The Reagan administration's rhetorical attack on the Soviet Union last week was intended to send Moscow the message that "it is not going to be business as usual," White House chief of staff James A. Baker, III said yesterday.

Baker said that the Reagan administration intends to judge the Soviet Union by its deeds. Such measures as depriving Soviet Ambassador Anatoliy Dobrynin of his special privilege to enter the State Department through a private garage entrance indicate that Moscow "won't have preferred status" unless its actions justify it, Baker said in an interview on "Face the Nation" (CBS, WDVM).

In an apparent criticism of past administrations, Baker said that Reagan "is going to be realistic about the Soviet Union and not naive," and that the president "might have trouble trusting" the Soviets in view of their past deeds, including the invasion of Afghanistan.

Both Reagan and Secretary of State Alexander M. Haig, Jr. were critical of the Soviets at news conferences last week.

Reagan said the Soviets proclaimed their intention "to lie, to cheat . . . to commit any crime" to achieve their goal of world domination, and Haig accused them of supporting international terrorism.

Asked if Reagan would adopt the Israeli model and refuse to negotiate with terrorists who seize Americans in the future, Baker replied: "I think the president has said that you don't negotiate with terrorists." He also repeated Reagan's pledge that, should Americans be taken prisoner in the future, U.S. retribution would be swift and sure.

Another top Reagan aide, counselor Edwin Meese III, said in Los Angeles Saturday that Reagan has asked for and started receiving contingency plans on what action the government should take if another hostage situation should occur.

Meese said Reagan also has requested a report on "the state of our ability to respond" with force in the event of another attack on a U.S. embassy, and indicated that the United States might even remove an embassy if it appeared the embassy could not be secured.

"If a government is unwilling or unable to provide for the safety of sovereign American territory . . . then I would think we would want to think twice about maintaining our embassy there," Meese said.

On the foreign aid battle between budget director David A. Stockman, who wants sharp reductions, and Haig, Baker said the president has not yet received his subordinates' recommendatons and he cannot speculate on how large any cuts will be inbilateral or international aid.

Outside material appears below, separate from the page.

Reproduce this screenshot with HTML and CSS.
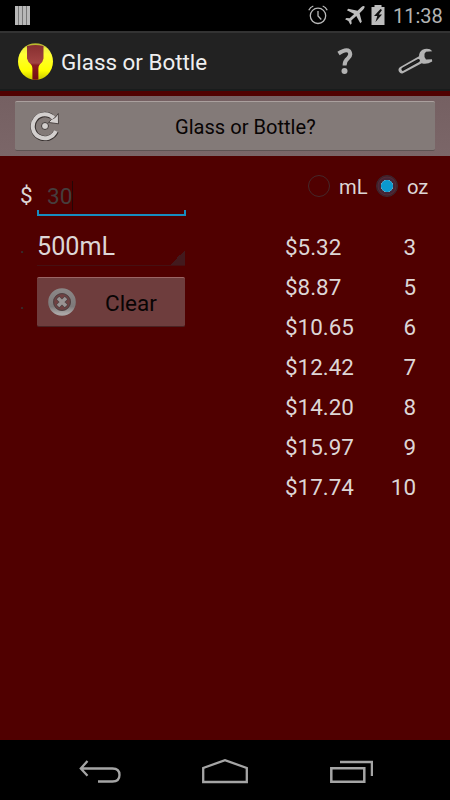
FILE: index.html
```html
<!DOCTYPE html>
<html lang="en">
<head>
<meta charset="utf-8">
<title>Glass or Bottle</title>
<link rel="stylesheet" href="styles.css">
</head>
<body>
<div class="screen">
  <header class="status">
    <div class="bars"><i></i><i></i><i></i><i></i></div>
    <svg class="alarm" width="20" height="20" viewBox="0 0 20 20" fill="none" stroke="#b9b9b9" stroke-width="1.3"><circle cx="10" cy="10.8" r="7.7"/><path d="M10 6v5l3.3 3.5M.8 5.2Q2.2 2.2 5.3 1M19.2 5.2Q17.800 2.200 14.700 1"/></svg>
    <svg class="plane" width="20" height="20" viewBox="0 0 20 20" fill="#bdbdbd"><path d="M19.300.3q1 1-1 3.200l-3.700 3.700L16.800 15.800l-1.500 1.500-4-7.200-5 4.500.4 2.900-1.300 1.200-2-3.600L.1 13.200l1.300-1.300 3.200.4L9.200 7.900 1.900 4.300l1.400-1.600L12.500 4.700 16.200 1.300Q18.300-.6 19.300.3z"/></svg>
    <svg class="battery" width="14" height="20" viewBox="0 0 14 20"><path fill="#bdbdbd" d="M3.500 0h7v2H13.500v18H.5V2h3z"/><path fill="#111" d="M9.500 4 3 11h3.300l-1.800 6L11 9.500H7.800L11 5z"/></svg>
    <span class="time">11:38</span>
  </header>

  <div class="actionbar">
    <svg class="logo" width="36" height="38" viewBox="0 0 36 38">
      <defs>
        <linearGradient id="cup" x1="0" y1="0" x2="0" y2="1"><stop offset="0" stop-color="#872f30"/><stop offset=".5" stop-color="#a24443"/><stop offset=".56" stop-color="#8a1c20"/><stop offset="1" stop-color="#720b10"/></linearGradient>
        <linearGradient id="sun" x1="0" y1="0" x2="0" y2="1"><stop offset="0" stop-color="#a9a82b"/><stop offset=".14" stop-color="#eeee42"/><stop offset=".3" stop-color="#ffff35"/><stop offset=".75" stop-color="#ffff00"/><stop offset="1" stop-color="#c6c600"/></linearGradient>
        <clipPath id="disc"><ellipse cx="17.500" cy="18.500" rx="17.500" ry="18.300"/></clipPath>
      </defs>
      <ellipse cx="17.500" cy="18.500" rx="17.500" ry="18.300" fill="url(#sun)"/>
      <path clip-path="url(#disc)" fill="url(#cup)" d="M9 3Q17.500 1 25.500 3v12.500q-.5 3.500-3.500 5.700-1.600 1.300-1.600 4V38h-6V25.200q0-2.700-1.600-4-3-2.200-3.800-5.700z"/>
    </svg>
    <h1>Glass or Bottle</h1>
    <svg class="help" width="18" height="29" viewBox="0 0 18 29"><path d="M1.500 6.500Q9 1.500 12.300 4.300q2.400 3.600-1.300 6.900Q7.500 14 7.600 18.500" fill="none" stroke="#b3b3b3" stroke-width="4"/><circle cx="7.500" cy="24" r="3" fill="#b3b3b3"/></svg>
    <svg class="wrench" width="36" height="28" viewBox="0 0 36 28"><path fill="#b3b3b3" d="M34.300 4.200 32 2.200Q28 1 24.500 2.800 21 5 21 9.300L1.800 20.300Q-.3 22 .9 24.500q1.500 2.500 4 1.700L23.700 16.300Q28.500 18 34.200 14.600L34 12.200l-6 .3-1.500-2.500V6.800l1.500-2z"/><path d="M5 22.200 20.300 13.600" stroke="#151515" stroke-width="3.200" stroke-linecap="round"/><path d="M5.800 21.700 20.300 13.600" stroke="#222" stroke-width="1.500"/></svg>
  </div>

  <div class="band">
    <div class="button compute">
      <svg width="30" height="30" viewBox="0 0 30 30" fill="none"><path d="M21.800 5.600A12 12 0 1 0 26.100 20.500" stroke="#37302f" stroke-width="5.400"/><path fill="#d3cfce" stroke="#37302f" stroke-width=".8" d="m28.300 2.500.2 10.300-10-1.400 3.100-3 3.700-2z"/><path d="M23.600 7.200A12 12 0 1 0 25.800 20" stroke="#d3cfce" stroke-width="4"/><circle cx="15" cy="15" r="3.500" fill="#d3cfce" stroke="#37302f" stroke-width=".9"/></svg>
      <span>Glass or Bottle?</span>
    </div>
  </div>

  <main>
    <section class="form">
      <span class="dollar">$</span>
      <div class="field"><span>30</span></div>
      <span class="dot">.</span>
      <div class="spinner">500mL</div>
      <span class="dot low">.</span>
      <div class="button clear">
        <svg width="30" height="30" viewBox="0 0 30 30"><defs><linearGradient id="ring" x1="0" y1="0" x2="0" y2="1"><stop offset="0" stop-color="#8a8686"/><stop offset=".7" stop-color="#7d7979"/><stop offset="1" stop-color="#aaa6a6"/></linearGradient></defs><circle cx="15" cy="15" r="11.300" fill="#6d4545" stroke="url(#ring)" stroke-width="5"/><circle cx="15" cy="15" r="8.400" fill="#6f4142" stroke="#4b4142"/><path d="m10.500 10.500 9 9m0-9-9 9" stroke="#4b4142" stroke-width="4.600"/><path d="m11 11 8 8m0-8-8 8" stroke="#999292" stroke-width="3.600"/></svg>
        <span>Clear</span>
      </div>
    </section>
    <section class="results">
      <div class="units"><i class="radio"></i><span class="ml">mL</span><i class="radio on"></i><span class="oz">oz</span></div>
      <div class="row"><span>$5.32</span><span>3</span></div>
      <div class="row"><span>$8.87</span><span>5</span></div>
      <div class="row"><span>$10.65</span><span>6</span></div>
      <div class="row"><span>$12.42</span><span>7</span></div>
      <div class="row"><span>$14.20</span><span>8</span></div>
      <div class="row"><span>$15.97</span><span>9</span></div>
      <div class="row"><span>$17.74</span><span>10</span></div>
    </section>
  </main>

  <nav>
    <svg width="42" height="26" viewBox="0 0 42 26" fill="none" stroke="#a5a5a5" stroke-width="2.300"><path d="M8.500 2 1.800 9.500l6.700 7.300M2 9.500h31.500q7 0 7 6.500t-7 6.500H19"/></svg>
    <svg width="46" height="26" viewBox="0 0 46 26" fill="none" stroke="#a5a5a5" stroke-width="2.300"><path d="M1.200 23V9L23 1.200 44.800 9v14z"/></svg>
    <svg width="44" height="26" viewBox="0 0 44 26" fill="none" stroke="#a5a5a5" stroke-width="2.500"><path d="M2.300 9.300h33v13.500h-33zM11 3h32v14"/></svg>
  </nav>
</div>
</body>
</html>
```
FILE: styles.css
```css
* { box-sizing: border-box; }
body { margin: 0; background: #000; }
svg { display: block; flex: none; }
.screen {
  width: 450px; height: 800px; display: flex; flex-direction: column;
  background: #500000; font-family: Roboto, sans-serif; overflow: hidden;
}
.status { height: 31px; background: #000; display: flex; align-items: flex-start; }
.bars { display: flex; gap: 1px; margin: 6px 0 0 15px; background: #777; }
.bars i { width: 3px; height: 19px; background: #b8b8b8; }
.alarm { margin: 5px 0 0 278px; }
.plane { margin: 6px 0 0 17px; }
.battery { margin: 5px 0 0 6px; }
.time { margin: 4px 0 0 8px; font-size: 20px; line-height: 24px; color: #b4b4b4; }
.actionbar {
  height: 60px; background: #222; display: flex; align-items: flex-start;
  border-top: 2px solid #333; border-bottom: 2px solid #181c1c;
}
.logo { margin: 10px 0 0 18px; }
h1 {
  margin: 15px 0 0 7px; width: 268px; font-size: 22.4px; line-height: 28px;
  font-weight: 400; color: #efefef;
}
.help { margin: 14px 0 0 8px; }
.wrench { margin: 14px 0 0 43px; }
.band { height: 65px; flex: none; border-top: 5px solid #500000; background: linear-gradient(#756062, #7b6668); padding: 5px 15px; }
.button { border-radius: 2px; display: flex; align-items: center; color: #080404; }
.compute {
  height: 50px; background: #837a78; border-top: 1px solid #aaa09e; border-bottom: 1px solid #5d5252;
  padding-left: 15px; font-size: 20.1px;
}
.compute span { margin: 2px 0 0 115px; }
main { flex: 1; display: flex; justify-content: space-between; color: #ddd6d6; }
.form { display: grid; grid-template-columns: 17px 149px; grid-template-rows: 61px 49px 51px; margin-left: 20px; align-content: start; }
.dollar { font-size: 22.5px; line-height: 26px; margin-top: 26px; }
.field {
  margin-top: 20px; height: 40px; display: flex; align-items: flex-start;
  border-bottom: 2px solid #168dc0; padding-left: 11px;
  background: linear-gradient(#168dc0, #168dc0) left bottom / 2px 4px no-repeat, linear-gradient(#168dc0, #168dc0) right bottom / 2px 4px no-repeat;
}
.field span { font-size: 22.5px; line-height: 30px; height: 30px; margin: 5px 0 0 -1px; color: #463d3d; border-right: 1px solid #250606; }
.dot { font-size: 18px; line-height: 20px; color: #303030; margin-top: 20px; }
.dot.low { margin-top: 27px; }
.spinner {
  font-size: 25.2px; line-height: 30px; padding-top: 15px; width: 148px;
  border-bottom: 1px solid #451012;
  background: linear-gradient(135deg, transparent 50%, #42191d 50%) right bottom / 15px 15px no-repeat;
}
.clear {
  margin-top: 11px; height: 50px; width: 148px; background: #6e3d3d; border-top: 1px solid #9b6666;
  border-bottom: 1px solid #492323; padding-left: 10px; font-size: 22.5px;
}
.clear span { margin: 2px 0 0 28px; }
.results { width: 165px; }
.units { height: 71px; display: flex; align-items: flex-start; padding: 19px 0 0 23px; font-size: 20.2px; line-height: 24px; }
.radio { width: 22px; height: 22px; flex: none; border-radius: 50%; border: 1px solid #45282a; }
.radio.on { border-color: #3b2931; background: radial-gradient(circle, #0b99cf 0 5.5px, #6fb0c8 6px, #442435 6.500px 8px, #552b35 9px, #3b1a25 10px); }
.ml { width: 46px; flex: none; padding-left: 9px; }
.oz { padding-left: 9px; }
.row { height: 40px; display: flex; justify-content: space-between; font-size: 22.4px; line-height: 40px; padding-right: 34px; }
nav { height: 60px; flex: none; background: #000; display: flex; align-items: flex-start; padding: 19px 77px 0 79px; justify-content: space-between; }
```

Baker said that other fights between budget-cutters and department heads trying to protect their budgets had taken place but had not been leaked to the press. He called it natural for Stockman, who is charged with managing the budget, to be armed with a sharp pencil, and for department heads to try to counter Stockman with large erasers.

"These are tough calls," Baker said of the process of trimming government spending, but he added, "There are no sacred cows."

Despite an apparent shift from full Cabinet meetings to smaller Cabinet-level working groups in the Reagan White House's second week, the president still believes in Cabinet government and will hold Cabinet meetings more frequently than any of his predecessors going back to Franklin D. Roosevelt, Baker said.

"The president likes to operate that way and he actually takes decisions in Cabinet meetings," Baker said.